O fenômeno recente de aumento da razão de dependência é puxado pelo avanço do número de idosos. A relação de crianças de até 14 anos para cada cem pessoas em idade ativa recuou de 30,7 no ano passado para 30,4 neste ano, por cem pessoas em idade ativa. O indicador de dependência de pessoas com 64 anos ou mais, porém, cresceu de 13,3 em 2018 para 13,7 em 2019. Nos próximos 40 anos, a razão de dependência de idosos deve triplicar para 42,6.

“É um conceito estatístico, importante para entender e analisar a tendência demográfica e da economia. O dados não medem se o idoso é efetivamente dependente do ponto de vista financeiro, se tem aposentadoria própria ou não”, explica Minamiguchi. “É um processo que alguns países já passaram, outros não.”

O demógrafo e economista José Eustáquio Alves diz que o envelhecimento da população deve criar novas demandas nas próximas décadas.

“A dependência era alta nos anos 60 por causa das crianças, mas o custo de mantê-las era baixo”, explica o especialista. “A dependência vai crescer agora puxada por idosos, que têm custo mais alto para famílias devido a despesas com saúde. E haverá uma número menor de filhos para mantê-los.”

Com um número crescente dependentes sustentados pela população adulta, o crescimento do PIB per capita é dificultado. O movimento traz implicações também para a Previdência. A demografia foi, ao lado do combate aos privilégios, um dos argumentos usados pelo governo para a aprovação da reforma da Previdência no ano passado.

Daqui para frente, a razão de dependência total (crianças e idosos) continuará crescendo. O indicador deve alcançar a proporção de 50 em 2035 e 52 em 2040. No início da década seguinte, terá atingido a marca de 59,5 para cada cem pessoas em idade ativa. No último ano de projeção populacional do IBGE, em 2060, o índice estará em 67,2, um nível semelhante ao apresentado hoje pelo Japão (69), segundo dados do Banco Mundial.

Por isso, Alves lembra da importância de aproveitar a transição demográfica do país (o período de queda da fecundidade e mortalidade), o chamado bônus demográfico. “Todos os países do mundo com alto IDH e qualidade vida aproveitaram o bônus demográfico.
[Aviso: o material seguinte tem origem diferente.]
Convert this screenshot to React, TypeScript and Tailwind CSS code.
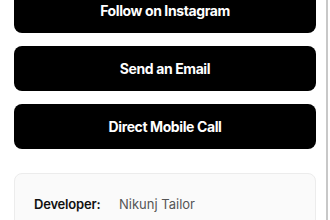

É condição ‘si ne qua non’ para o alto padrão de vida e não o estamos aproveitando plenamente”,  diz o demógrafo.

Parte dos especialistas considera que o país vive neste momento o auge do seu bônus demográfico, e não o seu fim, já que o número de dependentes em relação à população em idade ativa está em seu ponto mais baixo. É como se a janela estivesse agora “escancarada”, mas começando seu processo de fechamento. O bônus demográfico chegaria ao fim quando a razão de dependência for superior a 50 para cada cem pessoas em idade ativa, o que deve ocorrer em 2035.

Para economistas, porém, o bônus chegou ao fim com o crescimento da população em idade ativa menor do que o restante da população. Ou seja, quando razão de dependência passou a crescer, como ocorre neste exato momento. “Do ponto de vista econômico, o que importa é diferença entre a taxa de crescimento da população economicamente ativa e a população total”, diz Samuel Pessôa, economista da Fundação Getulio Vargas (FGV).

Ele explica que a taxa de crescimento do Produto Interno Bruto é dado pela soma das taxas de produtividade do trabalho, da razão de dependência (invertida) e de crescimento da população. “O bônus demográfico acabou, a janela se fechou. Mas não estamos condenados a nada, não estamos condenados a ser um país de renda média. O futuro depende de nós”, diz Pessôa.

Para o economista da FGV, a saída para o país seria o ganho de produtividade, com melhor a qualidade na educação, absorção de tecnologias, além de seguir com reformas institucionais. Ele defende a importância da aprovação das reformas administrativa e tributária, além da maior abertura da economia. “Avanços também têm sido feitos nesse sentido de  ganho de produtividade na economia, como a reforma da Previdência e trabalhista”, afirma Pessoa.